## BEGIN DATA LISTING

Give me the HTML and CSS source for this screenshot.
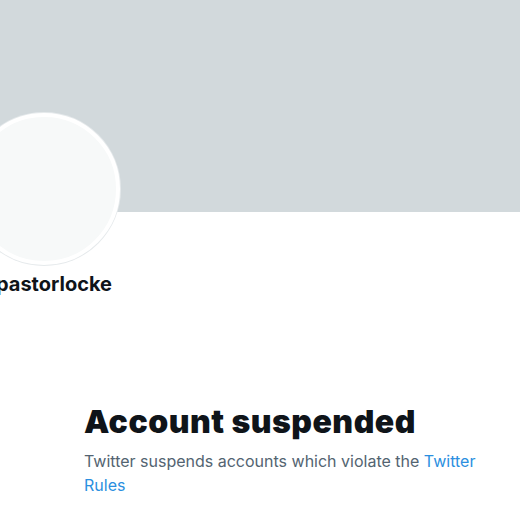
FILE: index.html
```html
<!DOCTYPE html>
<html>
<head>
<meta charset="utf-8">
<link rel="stylesheet" href="styles.css">
</head>
<body>
<div class="page">
  <div class="banner"></div>
  <div class="profile">
    <div class="avatar"></div>
    <div class="username">pastorlocke</div>
  </div>
  <div class="notice">
    <h1 class="title">Account suspended</h1>
    <p class="desc">Twitter suspends accounts which violate the <a class="link" href="#">Twitter Rules</a></p>
  </div>
</div>
</body>
</html>
```
FILE: styles.css
```css
html, body {
  margin: 0;
  padding: 0;
  background: #ffffff;
}
body {
  font-family: Inter, "Liberation Sans", Arial, sans-serif;
  overflow: hidden;
}
.page {
  width: 520px;
  height: 520px;
  overflow: hidden;
}
.banner {
  height: 212px;
  background: #d2d9dc;
}
.profile {
  display: flex;
  flex-direction: column;
}
.avatar {
  width: 144px;
  height: 144px;
  margin-top: -99px;
  margin-left: -32px;
  border-radius: 50%;
  background: #f7f9f9;
  border: 4px solid #ffffff;
  box-shadow: 0 0 0 1px #e6eaec;
}
.username {
  margin-top: 7px;
  margin-left: -4px;
  font-size: 20px;
  line-height: 24px;
  font-weight: 700;
  color: #0f1419;
  letter-spacing: 0;
}
.notice {
  padding-left: 84px;
  padding-top: 108px;
  padding-right: 30px;
}
.title {
  margin: 0;
  font-size: 32px;
  line-height: 36px;
  font-weight: 900;
  color: #0f1419;
  letter-spacing: 0.5px;
}
.desc {
  margin: 9px 0 0;
  font-size: 16px;
  line-height: 24px;
  color: #536471;
}
.link {
  color: #2b8fe0;
  text-decoration: none;
}
```
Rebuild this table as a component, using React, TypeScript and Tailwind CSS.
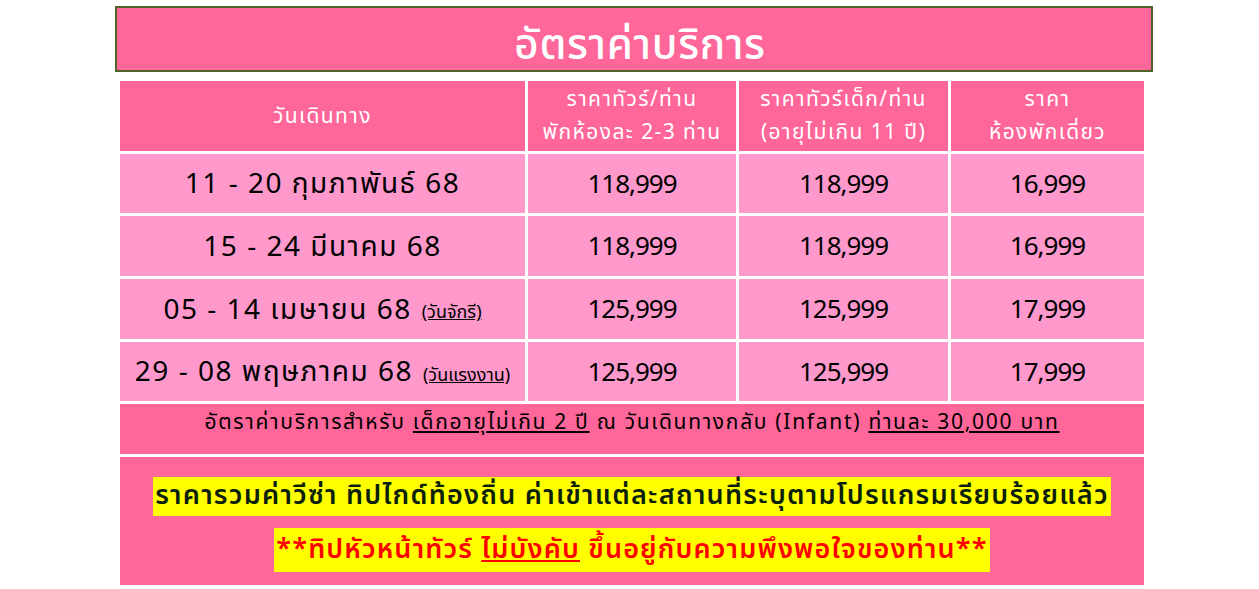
import React from "react";

const font = { fontFamily: "'Noto Sans Thai', 'Noto Sans Thai UI', 'Noto Sans', 'Open Sans', sans-serif" };

const rows = [
  { date: "11 - 20 กุมภาพันธ์ 68", note: "", a: "118,999", b: "118,999", c: "16,999", h: "h-[59px]" },
  { date: "15 - 24 มีนาคม 68", note: "", a: "118,999", b: "118,999", c: "16,999", h: "h-[60px]" },
  { date: "05 - 14 เมษายน 68", note: "(วันจักรี)", a: "125,999", b: "125,999", c: "17,999", h: "h-[60px]" },
  { date: "29 - 08 พฤษภาคม 68", note: "(วันแรงงาน)", a: "125,999", b: "125,999", c: "17,999", h: "h-[59px]" },
];

const num = "bg-[#ff99cc] flex items-center justify-center text-black text-[26px] tracking-[-1px]";
const head = "h-[70px] bg-[#ff6699] flex flex-col items-center justify-center text-white text-[21px] tracking-[1.4px] leading-[33px]";

export default function App() {
  return (
    <div className="w-[1259px] h-[589px] bg-white pt-[6px]" style={font}>
      <div className="ml-[115px] w-[1038px] h-[66px] bg-[#ff6699] border-2 border-[#4f6228] flex items-center justify-center">
        <span className="text-[42px] font-medium tracking-[0.7px] text-white leading-none pt-[14px] pl-[12px]">อัตราค่าบริการ</span>
      </div>
      <div className="ml-[120px] mt-[9px] w-[1024px] grid grid-cols-[405px_208px_209px_193px] gap-[3px]">
        <div className={head}>วันเดินทาง</div>
        <div className={head}>
          <span>ราคาทัวร์/ท่าน</span>
          <span>พักห้องละ 2-3 ท่าน</span>
        </div>
        <div className={head}>
          <span>ราคาทัวร์เด็ก/ท่าน</span>
          <span>(อายุไม่เกิน 11 ปี)</span>
        </div>
        <div className={head}>
          <span>ราคา</span>
          <span>ห้องพักเดี่ยว</span>
        </div>
        {rows.map((r) => (
          <React.Fragment key={r.date}>
            <div className={`${r.h} bg-[#ff99cc] flex items-center justify-center text-black text-[28px] tracking-[1.5px] pt-[3px]`}>
              <span>{r.date}</span>
              {r.note && <span className="ml-[10px] text-[18px] tracking-[0px] underline pt-[4px]">{r.note}</span>}
            </div>
            <div className={`${r.h} ${num} pt-[3px]`}>{r.a}</div>
            <div className={`${r.h} ${num} pt-[3px]`}>{r.b}</div>
            <div className={`${r.h} ${num} pt-[3px]`}>{r.c}</div>
          </React.Fragment>
        ))}
        <div className="col-span-4 h-[50px] bg-[#ff6699] flex justify-center pt-[2px] text-black text-[21px] tracking-[1.7px] leading-[34px]">
          <span>
            อัตราค่าบริการสำหรับ <span className="underline">เด็กอายุไม่เกิน 2 ปี</span> ณ วันเดินทางกลับ (Infant){" "}
            <span className="underline">ท่านละ 30,000 บาท</span>
          </span>
        </div>
        <div className="col-span-4 h-[128px] bg-[#ff6699] flex flex-col items-center pt-[20px] gap-[12px]">
          <span className="bg-[#ffff00] h-[39px] flex items-center px-[2px] text-[#0b1f0b] text-[27px] tracking-[1.25px] font-semibold">
            ราคารวมค่าวีซ่า ทิปไกด์ท้องถิ่น ค่าเข้าแต่ละสถานที่ระบุตามโปรแกรมเรียบร้อยแล้ว
          </span>
          <span className="bg-[#ffff00] h-[44px] flex items-center px-[2px] text-[#ff0000] text-[27px] tracking-[1.15px] font-semibold">
            **ทิปหัวหน้าทัวร์&nbsp;<span className="underline">ไม่บังคับ</span>&nbsp;ขึ้นอยู่กับความพึงพอใจของท่าน**
          </span>
        </div>
      </div>
    </div>
  );
}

## END DATA LISTING

GIVEN INSTRUCTION
Where a line above contains the word "React", copy that line.

PROBLEM SOLUTION
Rebuild this table as a component, using React, TypeScript and Tailwind CSS.
import React from "react";
          <React.Fragment key={r.date}>
          </React.Fragment>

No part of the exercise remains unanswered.